Enterprise partners should define governance across four areas: change control, data stewardship, support ownership, and compliance accountability. They should also establish operational visibility systems that show transaction health, exception queues, integration latency, and partner performance. These controls improve resilience and reduce the hidden cost of scaling a partner ecosystem across multiple customers and geographies.
Executive recommendations for SysGenPro partners
First, position logistics embedded ERP integration planning as a business architecture service, not a technical connector exercise. Executive buyers respond to outcomes such as faster billing cycles, cleaner margin visibility, lower onboarding friction, and stronger operational continuity. Partners that lead with those outcomes gain more strategic credibility.
Second, choose a monetization path deliberately. If the goal is channel scale, prioritize standardized OEM or white-label ERP packages with clear enablement and governance.
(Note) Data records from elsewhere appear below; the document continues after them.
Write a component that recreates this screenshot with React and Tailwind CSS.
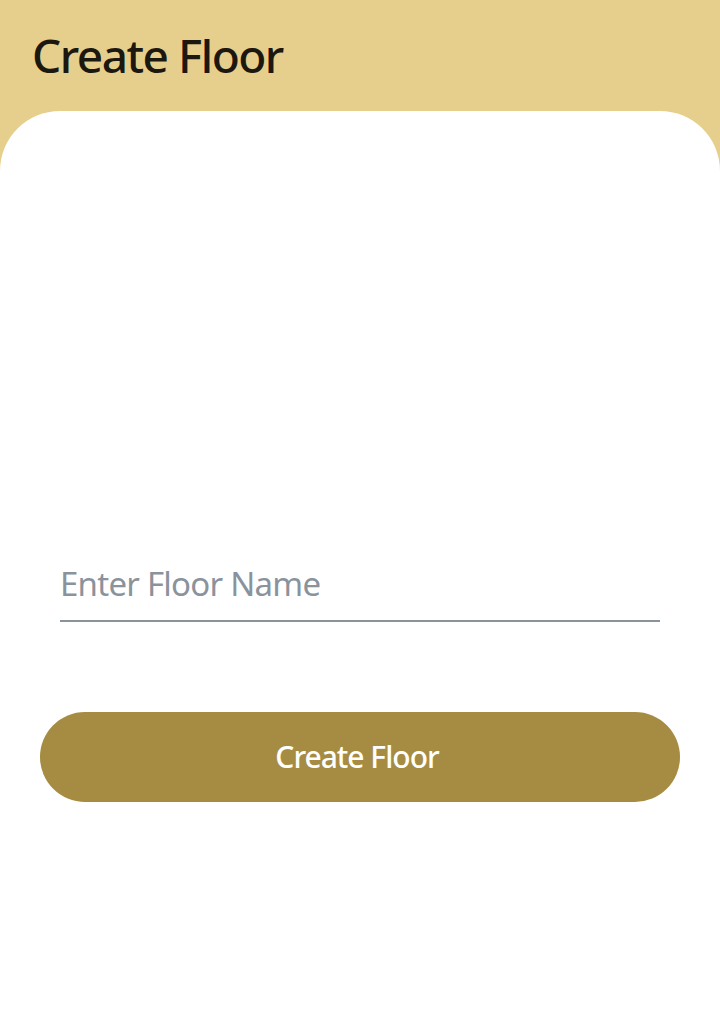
export default function App() {
  return (
    <div className="w-[720px] h-[1034px] bg-[#e6cf8c] flex flex-col overflow-hidden" style={{ fontFamily: '"Noto Sans", sans-serif' }}>
      <div className="h-[111px] px-[32px] flex items-center shrink-0">
        <h1 className="text-[46px] font-medium text-[#1c1810] tracking-[-1.5px] leading-none -mt-[2px]">Create Floor</h1>
      </div>
      <div className="flex-1 bg-white rounded-t-[60px] flex flex-col">
        <div className="h-[441px]" />
        <div className="px-[60px]">
          <div className="w-full h-[70px] border-b-2 border-[#8a939c] flex items-center text-[33px] tracking-[-0.75px] text-[#8a939c] pb-[4px]">
            Enter Floor Name
          </div>
        </div>
        <div className="px-[40px] mt-[90px]">
          <div className="w-full h-[90px] rounded-full bg-[#a68c42] text-white text-[30px] tracking-[-1px] font-medium flex items-center justify-center pb-[2px] pr-[6px]">
            Create Floor
          </div>
        </div>
      </div>
    </div>
  );
}
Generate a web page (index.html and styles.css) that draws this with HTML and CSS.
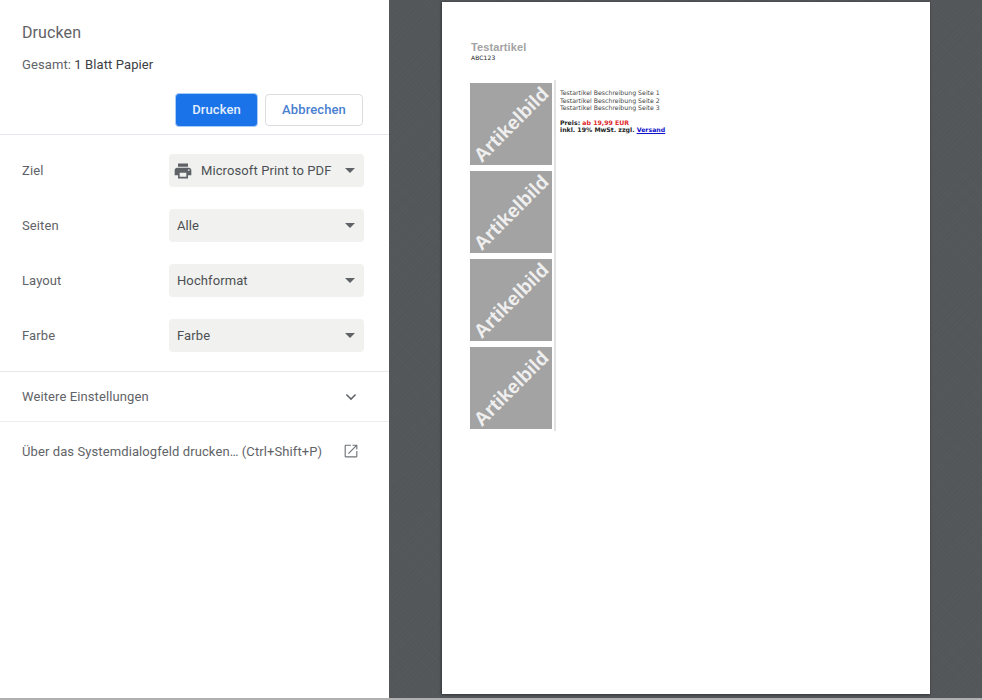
FILE: index.html
```html
<!DOCTYPE html>
<html lang="de">
<head>
    <meta charset="UTF-8">
    <title>Drucken</title>
    <link rel="stylesheet" href="styles.css">
</head>
<body>
    <div class="main">
        <div class="sidebar">
            <div class="header">
                <h1>Drucken</h1>
                <p class="summary">Gesamt: <span>1 Blatt Papier</span></p>
                <div class="buttons">
                    <button class="btn primary">Drucken</button>
                    <button class="btn secondary">Abbrechen</button>
                </div>
            </div>
            <div class="settings">
                <div class="row">
                    <span class="label">Ziel</span>
                    <div class="select dest">
                        <svg class="printer" width="20" height="20" viewBox="0 0 24 24"><path fill="#5f6368" d="M19 8H5c-1.66 0-3 1.34-3 3v6h4v4h12v-4h4v-6c0-1.66-1.34-3-3-3zm-3 11H8v-5h8v5zm3-7c-.55 0-1-.45-1-1s.45-1 1-1 1 .45 1 1-.45 1-1 1zm-1-9H6v4h12V3z"/></svg>
                        <span>Microsoft Print to PDF</span>
                        <i class="caret"></i>
                    </div>
                </div>
                <div class="row">
                    <span class="label">Seiten</span>
                    <div class="select"><span>Alle</span><i class="caret"></i></div>
                </div>
                <div class="row">
                    <span class="label">Layout</span>
                    <div class="select"><span>Hochformat</span><i class="caret"></i></div>
                </div>
                <div class="row">
                    <span class="label">Farbe</span>
                    <div class="select"><span>Farbe</span><i class="caret"></i></div>
                </div>
            </div>
            <div class="more">
                <span>Weitere Einstellungen</span>
                <svg width="20" height="20" viewBox="0 0 24 24"><path fill="none" stroke="#5f6368" stroke-width="1.8" d="M6.5 9l5.5 5.5L17.5 9"/></svg>
            </div>
            <div class="system">
                <span>Über das Systemdialogfeld drucken… (Ctrl+Shift+P)</span>
                <svg width="18" height="18" viewBox="0 0 24 24"><path fill="#6f7377" d="M19 19H5V5h7V3.6H5c-.9 0-1.5.6-1.5 1.4v14c0 .8.6 1.5 1.5 1.5h14c.8 0 1.5-.7 1.5-1.5v-7H19v7zM14 3.5V5h3.9l-9.9 9.9 1.1 1.1L19 6.1V10h1.5V3.5H14z"/></svg>
            </div>
        </div>
        <div class="preview">
            <div class="paper">
                <h2>Testartikel</h2>
                <div class="sku">ABC123</div>
                <div class="product">
                    <div class="images">
                        <div class="tile"><span>Artikelbild</span></div>
                        <div class="tile"><span>Artikelbild</span></div>
                        <div class="tile"><span>Artikelbild</span></div>
                        <div class="tile"><span>Artikelbild</span></div>
                    </div>
                    <div class="details">
                        <div>Testartikel Beschreibung Seite 1</div>
                        <div>Testartikel Beschreibung Seite 2</div>
                        <div>Testartikel Beschreibung Seite 3</div>
                        <div class="price">Preis: <em>ab 19,99 EUR</em><br>inkl. 19% MwSt. zzgl. <a href="#">Versand</a></div>
                    </div>
                </div>
            </div>
        </div>
    </div>
    <div class="bottom-bar"></div>
</body>
</html>
```

FILE: styles.css
```css
* {
    margin: 0;
    padding: 0;
    box-sizing: border-box;
}

html, body {
    height: 100%;
}

body {
    display: flex;
    flex-direction: column;
    font-family: Roboto, 'Liberation Sans', sans-serif;
    font-size: 13px;
    letter-spacing: 0.1px;
    color: #5f6368;
    background: #fff;
    overflow: hidden;
}

.main {
    display: flex;
    flex: 1;
    min-height: 0;
}

.bottom-bar {
    height: 2px;
    background: #b0b0b0;
}

/* Left panel */
.sidebar {
    width: 389px;
    flex-shrink: 0;
    background: #fff;
}

.header {
    height: 135px;
    padding: 24px 26px 0 22px;
    border-bottom: 1px solid #e3e6ea;
}

.header h1 {
    font-size: 16px;
    font-weight: 400;
    line-height: 18px;
}

.summary {
    margin-top: 14px;
    line-height: 18px;
}

.summary span {
    color: #3c4043;
}

.buttons {
    display: flex;
    justify-content: flex-end;
    align-items: center;
    gap: 7px;
    margin-top: 19px;
}

.btn {
    font-family: inherit;
    font-size: 13px;
    font-weight: 500;
    letter-spacing: 0.1px;
    padding-bottom: 2px;
    border-radius: 4px;
}

.primary {
    width: 83px;
    height: 34px;
    color: #e3eefc;
    background: #1a73e8;
    border: 1px solid #a9cbf5;
}

.secondary {
    width: 98px;
    height: 32px;
    color: #4a7fcf;
    background: #fff;
    border: 1px solid #dadce0;
}

.settings {
    height: 237px;
    padding: 19px 25px 0 22px;
    border-bottom: 1px solid #e6e8ea;
}

.row {
    display: flex;
    justify-content: space-between;
    align-items: center;
    height: 33px;
    margin-bottom: 22px;
}

.select {
    display: flex;
    align-items: center;
    width: 195px;
    height: 33px;
    padding: 0 8px;
    color: #4c5054;
    background: #f1f2ef;
    border-radius: 4px;
}

.select .caret {
    margin-left: auto;
    margin-right: 1px;
    border-left: 5px solid transparent;
    border-right: 5px solid transparent;
    border-top: 5px solid #5f6368;
}

.dest {
    padding-left: 4px;
}

.printer {
    margin-right: 8px;
}

.more, .system {
    display: flex;
    justify-content: space-between;
    align-items: center;
    padding: 0 29px 0 22px;
}

.more {
    height: 50px;
    border-bottom: 1px solid #ebedef;
}

.more svg {
    margin-right: -1px;
}

.system {
    height: 60px;
    padding-bottom: 2px;
}

/* Preview */
.preview {
    flex: 1;
    padding: 2px 52px 0 53px;
    background-color: #54575a;
    background-image:
        repeating-linear-gradient(45deg, rgba(255, 255, 255, 0.012) 0 1px, transparent 1px 3px),
        repeating-linear-gradient(-45deg, rgba(0, 0, 0, 0.02) 0 1px, transparent 1px 4px);
}

.paper {
    height: 692px;
    padding: 39px 0 0 29px;
    background: #fff;
    box-shadow: -1px 0 2px #3a3c3f, 0 1px 2px #3a3c3f;
    font-family: 'DejaVu Sans', sans-serif;
    color: #222;
}

.paper h2 {
    font-family: 'Liberation Sans', sans-serif;
    font-size: 11px;
    line-height: 13px;
    color: #a3a3a3;
}

.sku {
    font-size: 6px;
    line-height: 8px;
}

.product {
    display: flex;
    margin-top: 18px;
    margin-left: -1px;
}

.images {
    display: flex;
    flex-direction: column;
    gap: 6px;
    padding: 3px 2px 2px 0;
    border-right: 2px solid #e2e2e2;
}

.tile {
    display: flex;
    align-items: center;
    justify-content: center;
    width: 82px;
    height: 82px;
    background: #a3a3a3;
}

.tile span {
    font-family: 'Liberation Sans', sans-serif;
    font-size: 19.5px;
    font-weight: 700;
    white-space: nowrap;
    color: #efefef;
    transform: rotate(-45deg);
}

.details {
    padding: 9px 0 0 4px;
    font-size: 6.22px;
    line-height: 7.5px;
    letter-spacing: 0;
    color: #444;
}

.price {
    margin-top: 7px;
    font-weight: 700;
    color: #222;
}

.price em {
    font-style: normal;
    color: #e0282a;
}

.price a {
    color: #1111cc;
}
```
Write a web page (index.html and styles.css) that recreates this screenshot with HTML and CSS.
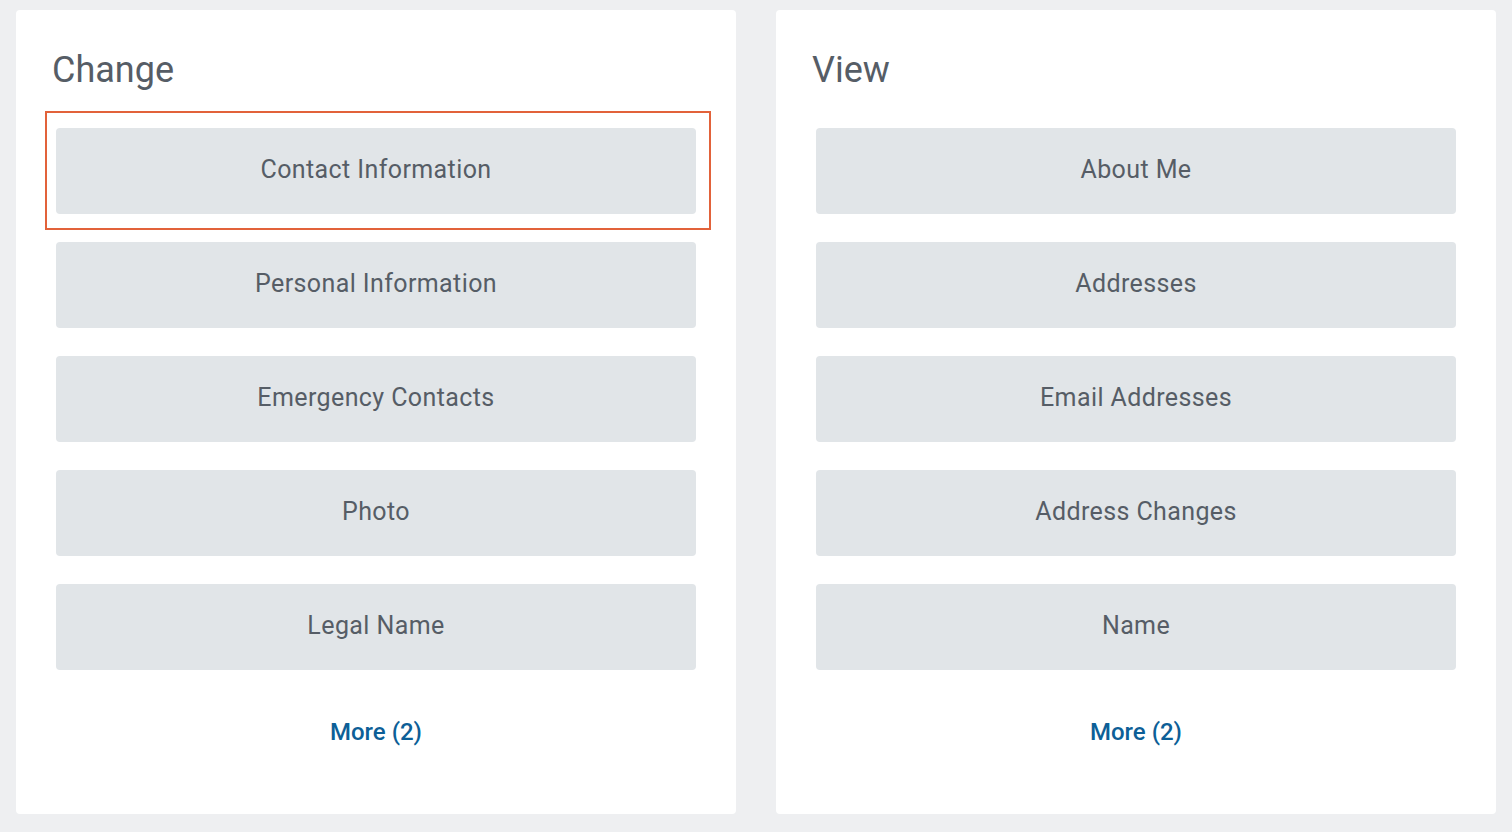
FILE: index.html
```html
<!DOCTYPE html>
<html lang="en">
<head>
<meta charset="utf-8">
<title>Change / View</title>
<link rel="stylesheet" href="styles.css">
</head>
<body>
<main class="page">
  <section class="card">
    <h2 class="card-title">Change</h2>
    <div class="actions">
      <button class="action highlighted">Contact Information</button>
      <button class="action">Personal Information</button>
      <button class="action">Emergency Contacts</button>
      <button class="action">Photo</button>
      <button class="action">Legal Name</button>
    </div>
    <a class="more" href="#">More (2)</a>
  </section>
  <section class="card">
    <h2 class="card-title">View</h2>
    <div class="actions">
      <button class="action">About Me</button>
      <button class="action">Addresses</button>
      <button class="action">Email Addresses</button>
      <button class="action">Address Changes</button>
      <button class="action">Name</button>
    </div>
    <a class="more" href="#">More (2)</a>
  </section>
</main>
</body>
</html>
```

FILE: styles.css
```css
* { box-sizing: border-box; }
html, body {
  margin: 0;
  height: 100%;
}
body {
  background: #eeeff1;
  font-family: Roboto, "Liberation Sans", Arial, sans-serif;
  overflow: hidden;
}
.page {
  display: flex;
  gap: 40px;
  padding: 10px 16px 0 16px;
}
.card {
  width: 720px;
  height: 804px;
  background: #ffffff;
  border-radius: 4px;
  display: flex;
  flex-direction: column;
}
.card-title {
  margin: 0;
  padding: 38px 0 0 36px;
  height: 118px;
  font-size: 36px;
  line-height: 44px;
  font-weight: 400;
  color: #565d66;
}
.actions {
  display: flex;
  flex-direction: column;
  gap: 28px;
  padding: 0 40px;
}
.action {
  position: relative;
  height: 86px;
  width: 100%;
  border: none;
  border-radius: 4px;
  background: #e1e5e8;
  color: #565d66;
  font-family: inherit;
  font-size: 25px;
  font-weight: 400;
  letter-spacing: 0.4px;
  padding: 0 0 4px 0;
  cursor: pointer;
}
.action.highlighted::after {
  content: "";
  position: absolute;
  top: -17px;
  left: -11px;
  right: -15px;
  bottom: -16px;
  border: 2px solid #e2623a;
  pointer-events: none;
}
.more {
  align-self: center;
  margin-top: 47px;
  font-size: 24px;
  line-height: 30px;
  font-weight: 500;
  color: #0d5f97;
  text-decoration: none;
}
```
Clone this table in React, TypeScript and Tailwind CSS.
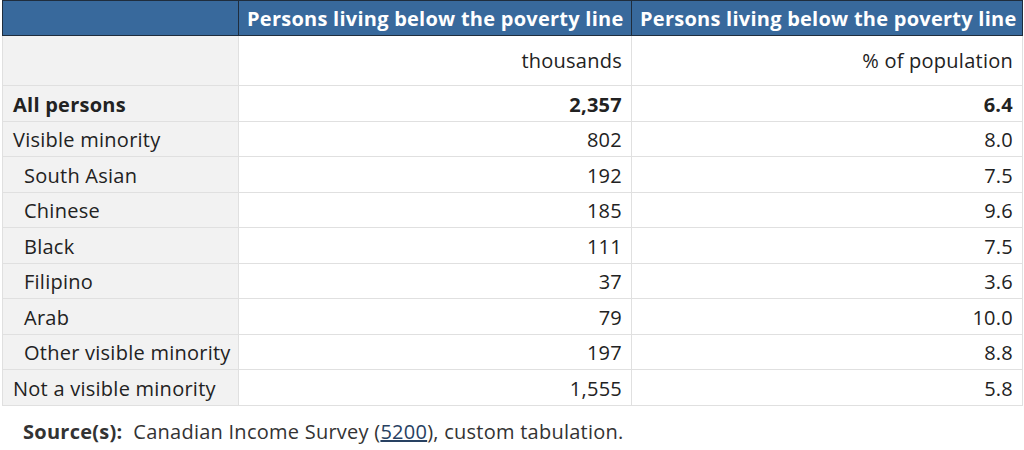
const rows = [
  { label: "All persons", a: "2,357", b: "6.4", bold: true, indent: false },
  { label: "Visible minority", a: "802", b: "8.0", bold: false, indent: false },
  { label: "South Asian", a: "192", b: "7.5", bold: false, indent: true },
  { label: "Chinese", a: "185", b: "9.6", bold: false, indent: true },
  { label: "Black", a: "111", b: "7.5", bold: false, indent: true },
  { label: "Filipino", a: "37", b: "3.6", bold: false, indent: true },
  { label: "Arab", a: "79", b: "10.0", bold: false, indent: true },
  { label: "Other visible minority", a: "197", b: "8.8", bold: false, indent: true },
  { label: "Not a visible minority", a: "1,555", b: "5.8", bold: false, indent: false },
];

export default function App() {
  return (
    <div className="bg-white w-[1024px] h-[450px] pl-[2px] pr-[2px] text-[20px] tracking-[0.25px] text-[#222] font-['Open_Sans',sans-serif]">
      <table className="w-[1020px] border-collapse table-fixed">
        <colgroup>
          <col className="w-[236px]" />
          <col className="w-[393px]" />
          <col className="w-[391px]" />
        </colgroup>
        <thead>
          <tr className="bg-[#38699c] text-white h-[35px]">
            <th className="border border-[#1f2d3d]" />
            <th className="border border-[#1f2d3d] px-[8px] text-right font-bold leading-tight whitespace-nowrap">
              Persons living below the poverty line
            </th>
            <th className="border border-[#1f2d3d] px-[8px] text-right font-bold leading-tight whitespace-nowrap">
              Persons living below the poverty line
            </th>
          </tr>
        </thead>
        <tbody>
          <tr className="h-[50px]">
            <td className="bg-[#f2f2f2] border border-[#e0e0e0]" />
            <td className="border border-[#e0e0e0] px-[9px] text-right">thousands</td>
            <td className="border border-[#e0e0e0] px-[9px] text-right">% of population</td>
          </tr>
          {rows.map((r) => (
            <tr key={r.label} className={`h-[35.5px] leading-tight ${r.bold ? "font-bold" : ""}`}>
              <td className={`bg-[#f2f2f2] border border-[#e0e0e0] whitespace-nowrap pt-[2px] ${r.indent ? "pl-[21px]" : "pl-[10px]"}`}>
                {r.label}
              </td>
              <td className="border border-[#e0e0e0] px-[9px] pt-[2px] text-right">{r.a}</td>
              <td className="border border-[#e0e0e0] px-[9px] pt-[2px] text-right">{r.b}</td>
            </tr>
          ))}
        </tbody>
      </table>
      <p className="pl-[21px] pt-[11px] text-[#333]">
        <span className="font-bold">Source(s):</span>&nbsp; Canadian Income Survey (
        <a className="text-[#284162] underline">5200</a>), custom tabulation.
      </p>
    </div>
  );
}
If the goal is high-touch enterprise transformation, combine embedded ERP with managed services and implementation specialization. Both can work, but they require different operating models.
Third, invest in partner lifecycle orchestration. Recruitment without enablement creates ecosystem fragmentation. Enablement without support governance creates customer dissatisfaction. Support without commercial alignment weakens margins. A scalable growth architecture connects all three.
Finally, treat logistics embedded ERP as a long-term platform strategy. The strongest partner ecosystems are built when integration, recurring revenue partnerships, operational resilience, and ecosystem modernization are planned together. That is how partners move from isolated projects to durable enterprise value creation.